En la antigua Grecia, hacia el año 400 antes de Cristo, un hombre pasea por la ribera de un río. Toma hojas de un árbol, rasca alguna corteza, sigue caminando.
Más tarde machacará las hojas y la corteza con un mortero; las convertirá en polvo.
En la misma época, no muy lejos, un comerciante da un mal paso y se tuerce el tobillo. Los mensajeros del dolor no se lo piensan y salen disparados a informar a su sistema nervioso central de que se ha producido una lesión. Se activan todos los mecanismos de alerta. La torcedura no parece grave, pero duele muchísimo. Y está muy inflamada. El comerciante hace llamar a su médico de confianza.
Cuando el médico llega, le da un poco de un polvo blanquecino. Se lo toma con agua. Los componentes del preparado, un vez en su cuerpo, logran frenar la producción de mensajeros del dolor, evitando que estos exciten los nervios del sistema nervioso central y calmando el dolor. Volverá a tomar la medicina en los próximos días. Ahora se encuentra mucho mejor.
La variedad más llorona de los sauces blancos
El médico es Hipócrates, padre de la medicina moderna; el árbol es el sauce blanco; a los mensajeros del dolor los solemos llamar prostaglandinas; y el componente activo del preparado es el ácido salicílico (precursor de la aspirina). Pero ellos sólo sabían parte de la historia.

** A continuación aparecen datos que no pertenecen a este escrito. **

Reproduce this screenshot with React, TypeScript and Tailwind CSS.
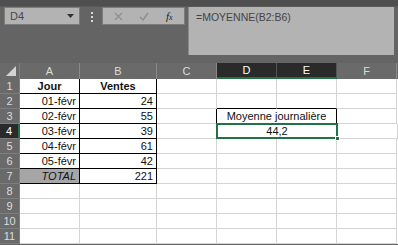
import React from 'react';

const COLS = [
  { key: 'A', w: 60 },
  { key: 'B', w: 77 },
  { key: 'C', w: 60 },
  { key: 'D', w: 60 },
  { key: 'E', w: 60 },
  { key: 'F', w: 60 },
];

const DATA: [string, string][] = [
  ['01-févr', '24'],
  ['02-févr', '55'],
  ['03-févr', '39'],
  ['04-févr', '61'],
  ['05-févr', '42'],
];

function Cell({ w, className = '', children }: { w: number; className?: string; children?: React.ReactNode }) {
  return (
    <div
      className={`h-full shrink-0 border-r border-b border-[#d4d4d4] flex items-center px-[3px] ${className}`}
      style={{ width: w }}
    >
      {children}
    </div>
  );
}

function RowHead({ n, active }: { n: number; active?: boolean }) {
  return (
    <div
      className={`w-[20px] h-full shrink-0 flex items-center justify-center border-b border-[#7e7e7e] ${
        active ? 'bg-[#2a2a2a] text-white border-r-2 border-r-[#217346]' : 'bg-[#6a6a6a] text-[#dcdcdc] border-r border-r-[#7e7e7e]'
      }`}
    >
      {n}
    </div>
  );
}

export default function App() {
  const rows = [];
  for (let r = 1; r <= 11; r++) {
    let cells: React.ReactNode;
    if (r === 1) {
      cells = (
        <>
          <Cell w={60} className="justify-center font-bold border-r-black border-b-black">Jour</Cell>
          <Cell w={77} className="justify-center font-bold border-r-black border-b-black">Ventes</Cell>
          <Cell w={60} />
          <Cell w={60} />
          <Cell w={60} />
          <Cell w={60} />
        </>
      );
    } else if (r >= 2 && r <= 6) {
      const [d, v] = DATA[r - 2];
      cells = (
        <>
          <Cell w={60} className="justify-end border-r-black border-b-black">{d}</Cell>
          <Cell w={77} className="justify-end border-r-black border-b-black">{v}</Cell>
          <Cell w={60} />
          {r === 2 ? (
            <>
              <Cell w={60} className="border-b-black" />
              <Cell w={60} className="border-b-black" />
            </>
          ) : r === 3 ? (
            <div className="h-full shrink-0 border-l border-l-black -ml-[1px] w-[121px] border-r border-r-black border-b border-b-[#217346] flex items-center justify-center">
              Moyenne journalière
            </div>
          ) : r === 4 ? (
            <div className="relative shrink-0 -ml-[1px] -mt-[1px] h-[16px] w-[122px] border-2 border-[#217346] flex items-center justify-center self-start">
              44,2
              <div className="absolute -right-[4px] -bottom-[4px] w-[5px] h-[5px] bg-[#217346] border border-white" />
            </div>
          ) : (
            <>
              <Cell w={60} />
              <Cell w={60} />
            </>
          )}
          <Cell w={60} />
        </>
      );
    } else if (r === 7) {
      cells = (
        <>
          <Cell w={60} className="justify-end italic bg-[#a6a6a6] border-r-black border-b-black">TOTAL</Cell>
          <Cell w={77} className="justify-end border-r-black border-b-black">221</Cell>
          <Cell w={60} />
          <Cell w={60} />
          <Cell w={60} />
          <Cell w={60} />
        </>
      );
    } else {
      cells = COLS.map((c) => <Cell key={c.key} w={c.w} />);
    }
    rows.push(
      <div key={r} className="flex h-[15px]">
        <RowHead n={r} active={r === 4} />
        <div className="flex h-full bg-white text-[#111]">{cells}</div>
        <div className="h-full flex-1 bg-white" />
      </div>
    );
  }

  return (
    <div
      className="w-[398px] h-[245px] overflow-hidden bg-[#646464] text-[11px] leading-none"
      style={{ fontFamily: '"Liberation Sans", Arial, sans-serif' }}
    >
      <div className="h-[7px] bg-[#4f4f4f] border-b border-[#5a5a5a]" />
      <div className="flex items-start h-[48px]">
        <div className="ml-[4px] w-[76px] h-[18px] bg-[#b3b3b3] border border-[#7c7c7c] flex items-center justify-between pl-[5px] pr-[5px] text-[#4a4a4a]">
          <span>D4</span>
          <svg width="7" height="4" viewBox="0 0 7 4"><path d="M0 0h7L3.5 4z" fill="#333" /></svg>
        </div>
        <div className="ml-[11px] mt-[5px] flex flex-col gap-[2px]">
          <div className="w-[2px] h-[2px] bg-[#d8d8d8]" />
          <div className="w-[2px] h-[2px] bg-[#d8d8d8]" />
          <div className="w-[2px] h-[2px] bg-[#d8d8d8]" />
        </div>
        <div className="ml-[9px] w-[83px] h-[18px] bg-[#b3b3b3] border border-[#7c7c7c] flex items-center">
          <svg className="ml-[11px]" width="9" height="9" viewBox="0 0 9 9">
            <path d="M1 1l7 7M8 1l-7 7" stroke="#8e8e8e" strokeWidth="1.2" />
          </svg>
          <svg className="ml-[16px]" width="10" height="9" viewBox="0 0 10 9">
            <path d="M1 5l3 3 5-7" stroke="#8e8e8e" strokeWidth="1.4" fill="none" />
          </svg>
          <span className="ml-[17px] italic text-[#222] text-[11px]" style={{ fontFamily: '"Liberation Serif", serif' }}>
            f<span className="text-[8px]">x</span>
          </span>
        </div>
        <div className="ml-[3px] w-[206px] h-[48px] bg-[#b3b3b3] border-l border-[#8a8a8a] pl-[7px] pt-[5px] text-[#444] text-[10.5px]">
          =MOYENNE(B2:B6)
        </div>
      </div>
      <div className="h-[8px]" />
      <div className="flex h-[16px]">
        <div className="w-[20px] h-full shrink-0 relative bg-[#6a6a6a] border-r border-[#7e7e7e]">
          <svg className="absolute right-[3px] bottom-[3px]" width="10" height="10" viewBox="0 0 10 10">
            <path d="M10 0v10H0z" fill="#d4d4d4" />
          </svg>
        </div>
        {COLS.map((c) => {
          const sel = c.key === 'D' || c.key === 'E';
          return (
            <div
              key={c.key}
              className={`h-full shrink-0 flex items-center justify-center border-r ${
                sel
                  ? 'bg-[#2a2a2a] text-white border-r-[#555] border-b-2 border-b-[#217346]'
                  : 'bg-[#6a6a6a] text-[#dcdcdc] border-r-[#8a8a8a]'
              }`}
              style={{ width: c.w }}
            >
              {c.key}
            </div>
          );
        })}
        <div className="flex-1 bg-[#6a6a6a]" />
      </div>
      {rows}
    </div>
  );
}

Hipócrates no era el único que usaba preparados de sauce blanco para aliviar el dolor, la inflamación y la fiebre. También lo usaban los antiguos egipcios y los nativos americanos. Pero ninguno sabía porqué funcionaba. El primer “ensayo clínico” no se hizo hasta 1763.
Edward Stone, un sacerdote inglés, describió ante la Real Sociedad de la Ciencia inglesa cómo había administrado un extracto de esta planta a 50 pacientes con fiebre reumáticas (probablemente malaria), aliviándoles los síntomas.
Hubo que esperar un poco más, hasta 1823, para que los italianos Brugnatelli y Fontana aislaran el componente responsable de los efectos farmacológicos del sauce blanco. Sin embargo, el protocolo no era muy bueno y quedaban impurezas. Así que aún dejaron trabajo para Johann Buchner, profesor de Farmacia en la Universidad de Múnich, que logró purificar una sustancia amarga y amarillenta, en forma de agujas cristalinas que llamó salicina.
La salicina y sus diferentes derivados, como el ácido salicílico, se estaban haciendo muy populares como tratamiento para el dolor y la fiebre. Sólo tenían un inconveniente: producían irritación gástrica. Por suerte, la ciencia no se hizo esperar y el alemán Hermann Kolbe descubrió que añadiendo un grupo “acetilo” y convirtiendo el ácido salicílico en ácido acetil salicílico, se reducían las propiedades irritantes.